December 3, 2008
Price dive to flatten 2009 world wheat harvest
Wheat planting worldwide may drop as much as 3 percent next year after prices tumbled from a record and as a recession cuts meat consumption and feed grain demand, said the Canadian Wheat Board.
Ian White, chief executive officer of the Winnipeg-based board, said in an interview in Tokyo that Canada, the second biggest wheat exporter after the US, will have wheat harvest fall as much as 5 percent from 25.1 million acres (10.2 million hectares) this year.
Decreased planting will make the wheat prices susceptible to supply problems as global stockpiles are at historical lows even after a record harvest, White said. Inventories are forecast to rise for the first time in 4 years as of June 30, 2009, after a year earlier falling in the top five exporting countries to the lowest in 30 years, according to the International Grains Council (IGC).
Prices slumped to a 17-month low of US$4.965 a bushel on October 24, retreating 61 percent from a record US$13.495 on February 27, as investors sought cash amid a credit crisis.
White said that global wheat demand will probably fall by 1 percent to 3 percent from this year as an economic slump may spur consumers to cut spending on meat, decreasing use of the grain in animal feed. Consumption is forecast by the IGC at 650 million tonnes in 2008-09, compared with 614 million a year earlier.

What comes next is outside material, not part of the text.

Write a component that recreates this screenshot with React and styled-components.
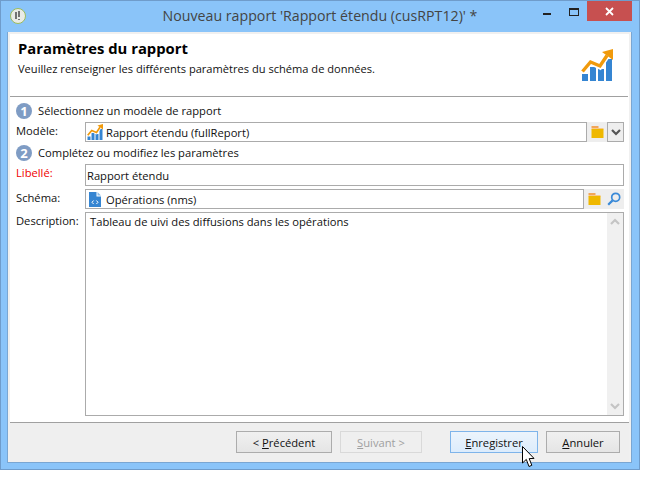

Nobuyuki Chino, president of Tokyo-based Unipac Grain Ltd., said that consumers will reduce spending not only on luxury goods but also on necessities such as food eventually, as global economies are deteriorating. Grain prices will then come under pressure due to lack of demand.
Grain importers such as South Korea purchased wheat as a cheaper feed grain alternative when Chicago corn prices surged this year. Feed makers in Asia's second-largest grain importer bought feed wheat in May for the first time in a year.
While staple food consumption is slightly increasing, a reduction in feeding will overcome the small increase, White added.
Still, the CWB forecasts its milling wheat exports will rise by 9.6 percent to more than 16 million tonnes in the year to July 31, 2009, from a year earlier on demand for higher-protein Canadian wheat, White said. Of the total, 3.5 million tonnes will be durum and 12.5 million tonnes other varieties, he added.
White stated that overall wheat exports from Canada will rise to almost 18 million tonnes from 15.8 million tonnes. Exports of feed wheat from the country will be "almost negligible" as this year's crop is of flour-milling quality.
CWB has a monopoly over wheat shipments from western Canada. Its main export markets include Japan, Indonesia and Sri Lanka, White added
Global wheat stockpiles are forecast to grow 27 percent from a year earlier to 150 million tons as of June 30, 2009, representing 23 percent of world annual consumption, the International Grains Council forecast last month.